## Material provided
○ ○ ○

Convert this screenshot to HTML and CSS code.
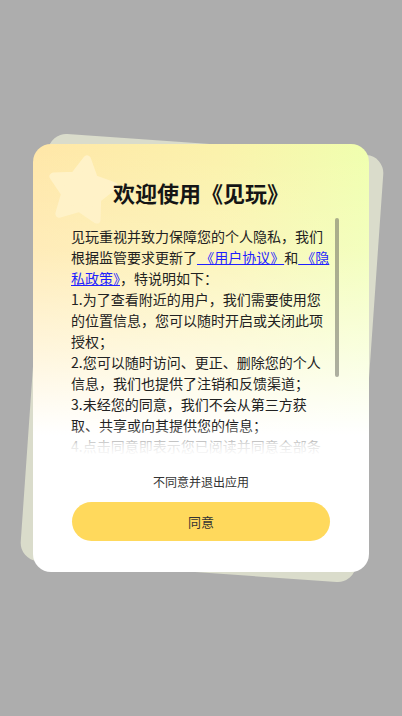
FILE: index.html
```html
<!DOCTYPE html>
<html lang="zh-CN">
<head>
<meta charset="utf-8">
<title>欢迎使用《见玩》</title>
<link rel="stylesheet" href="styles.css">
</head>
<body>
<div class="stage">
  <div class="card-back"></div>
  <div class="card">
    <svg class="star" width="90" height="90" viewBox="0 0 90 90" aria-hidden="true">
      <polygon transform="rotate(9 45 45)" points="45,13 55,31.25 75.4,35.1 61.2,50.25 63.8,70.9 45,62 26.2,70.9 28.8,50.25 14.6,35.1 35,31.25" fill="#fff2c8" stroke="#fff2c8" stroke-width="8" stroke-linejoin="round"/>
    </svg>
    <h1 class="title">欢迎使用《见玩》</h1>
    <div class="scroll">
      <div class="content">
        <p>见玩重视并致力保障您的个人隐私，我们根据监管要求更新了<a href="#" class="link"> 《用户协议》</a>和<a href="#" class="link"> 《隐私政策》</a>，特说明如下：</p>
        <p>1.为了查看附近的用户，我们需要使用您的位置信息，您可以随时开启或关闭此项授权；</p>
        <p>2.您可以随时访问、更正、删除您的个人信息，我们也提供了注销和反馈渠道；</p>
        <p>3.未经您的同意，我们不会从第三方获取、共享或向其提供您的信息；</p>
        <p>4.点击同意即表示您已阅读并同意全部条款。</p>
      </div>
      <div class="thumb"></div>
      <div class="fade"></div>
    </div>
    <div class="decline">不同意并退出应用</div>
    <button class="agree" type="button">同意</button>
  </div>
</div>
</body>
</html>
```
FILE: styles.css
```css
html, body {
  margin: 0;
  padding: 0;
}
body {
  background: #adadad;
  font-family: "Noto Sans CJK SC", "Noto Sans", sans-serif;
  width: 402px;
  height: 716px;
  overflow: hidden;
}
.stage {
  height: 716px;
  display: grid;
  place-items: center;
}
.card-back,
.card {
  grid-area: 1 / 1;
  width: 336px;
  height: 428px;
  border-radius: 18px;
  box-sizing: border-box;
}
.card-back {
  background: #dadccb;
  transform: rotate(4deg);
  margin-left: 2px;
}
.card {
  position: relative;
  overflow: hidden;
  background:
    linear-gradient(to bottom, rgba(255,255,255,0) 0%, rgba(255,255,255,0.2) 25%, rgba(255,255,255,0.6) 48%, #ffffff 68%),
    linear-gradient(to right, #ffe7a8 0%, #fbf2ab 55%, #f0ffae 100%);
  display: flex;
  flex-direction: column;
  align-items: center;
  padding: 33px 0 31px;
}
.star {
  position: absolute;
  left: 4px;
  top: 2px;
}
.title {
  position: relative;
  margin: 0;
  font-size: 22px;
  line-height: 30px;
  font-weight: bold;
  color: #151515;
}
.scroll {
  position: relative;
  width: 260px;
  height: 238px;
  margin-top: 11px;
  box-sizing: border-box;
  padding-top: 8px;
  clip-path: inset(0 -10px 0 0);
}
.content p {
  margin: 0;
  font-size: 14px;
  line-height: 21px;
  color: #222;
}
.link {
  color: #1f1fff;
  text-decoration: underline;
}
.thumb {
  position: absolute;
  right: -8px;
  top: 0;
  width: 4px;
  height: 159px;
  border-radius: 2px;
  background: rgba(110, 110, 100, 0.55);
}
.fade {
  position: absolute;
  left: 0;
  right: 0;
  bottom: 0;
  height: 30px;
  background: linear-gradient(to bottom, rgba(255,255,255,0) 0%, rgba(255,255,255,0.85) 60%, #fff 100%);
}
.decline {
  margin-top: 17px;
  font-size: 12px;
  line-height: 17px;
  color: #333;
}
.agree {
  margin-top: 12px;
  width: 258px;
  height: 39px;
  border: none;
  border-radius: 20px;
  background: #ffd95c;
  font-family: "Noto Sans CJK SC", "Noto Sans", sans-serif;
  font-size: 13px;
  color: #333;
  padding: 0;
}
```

○ ○ ○

## Set task
Copy the data exactly. Any picture it contains is to be omitted.

## Solution for this task
Convert this screenshot to HTML and CSS code.
FILE: index.html
```html
<!DOCTYPE html>
<html lang="zh-CN">
<head>
<meta charset="utf-8">
<title>欢迎使用《见玩》</title>
<link rel="stylesheet" href="styles.css">
</head>
<body>
<div class="stage">
  <div class="card-back"></div>
  <div class="card">
    <svg class="star" width="90" height="90" viewBox="0 0 90 90" aria-hidden="true">
      <polygon transform="rotate(9 45 45)" points="45,13 55,31.25 75.4,35.1 61.2,50.25 63.8,70.9 45,62 26.2,70.9 28.8,50.25 14.6,35.1 35,31.25" fill="#fff2c8" stroke="#fff2c8" stroke-width="8" stroke-linejoin="round"/>
    </svg>
    <h1 class="title">欢迎使用《见玩》</h1>
    <div class="scroll">
      <div class="content">
        <p>见玩重视并致力保障您的个人隐私，我们根据监管要求更新了<a href="#" class="link"> 《用户协议》</a>和<a href="#" class="link"> 《隐私政策》</a>，特说明如下：</p>
        <p>1.为了查看附近的用户，我们需要使用您的位置信息，您可以随时开启或关闭此项授权；</p>
        <p>2.您可以随时访问、更正、删除您的个人信息，我们也提供了注销和反馈渠道；</p>
        <p>3.未经您的同意，我们不会从第三方获取、共享或向其提供您的信息；</p>
        <p>4.点击同意即表示您已阅读并同意全部条款。</p>
      </div>
      <div class="thumb"></div>
      <div class="fade"></div>
    </div>
    <div class="decline">不同意并退出应用</div>
    <button class="agree" type="button">同意</button>
  </div>
</div>
</body>
</html>
```
FILE: styles.css
```css
html, body {
  margin: 0;
  padding: 0;
}
body {
  background: #adadad;
  font-family: "Noto Sans CJK SC", "Noto Sans", sans-serif;
  width: 402px;
  height: 716px;
  overflow: hidden;
}
.stage {
  height: 716px;
  display: grid;
  place-items: center;
}
.card-back,
.card {
  grid-area: 1 / 1;
  width: 336px;
  height: 428px;
  border-radius: 18px;
  box-sizing: border-box;
}
.card-back {
  background: #dadccb;
  transform: rotate(4deg);
  margin-left: 2px;
}
.card {
  position: relative;
  overflow: hidden;
  background:
    linear-gradient(to bottom, rgba(255,255,255,0) 0%, rgba(255,255,255,0.2) 25%, rgba(255,255,255,0.6) 48%, #ffffff 68%),
    linear-gradient(to right, #ffe7a8 0%, #fbf2ab 55%, #f0ffae 100%);
  display: flex;
  flex-direction: column;
  align-items: center;
  padding: 33px 0 31px;
}
.star {
  position: absolute;
  left: 4px;
  top: 2px;
}
.title {
  position: relative;
  margin: 0;
  font-size: 22px;
  line-height: 30px;
  font-weight: bold;
  color: #151515;
}
.scroll {
  position: relative;
  width: 260px;
  height: 238px;
  margin-top: 11px;
  box-sizing: border-box;
  padding-top: 8px;
  clip-path: inset(0 -10px 0 0);
}
.content p {
  margin: 0;
  font-size: 14px;
  line-height: 21px;
  color: #222;
}
.link {
  color: #1f1fff;
  text-decoration: underline;
}
.thumb {
  position: absolute;
  right: -8px;
  top: 0;
  width: 4px;
  height: 159px;
  border-radius: 2px;
  background: rgba(110, 110, 100, 0.55);
}
.fade {
  position: absolute;
  left: 0;
  right: 0;
  bottom: 0;
  height: 30px;
  background: linear-gradient(to bottom, rgba(255,255,255,0) 0%, rgba(255,255,255,0.85) 60%, #fff 100%);
}
.decline {
  margin-top: 17px;
  font-size: 12px;
  line-height: 17px;
  color: #333;
}
.agree {
  margin-top: 12px;
  width: 258px;
  height: 39px;
  border: none;
  border-radius: 20px;
  background: #ffd95c;
  font-family: "Noto Sans CJK SC", "Noto Sans", sans-serif;
  font-size: 13px;
  color: #333;
  padding: 0;
}
```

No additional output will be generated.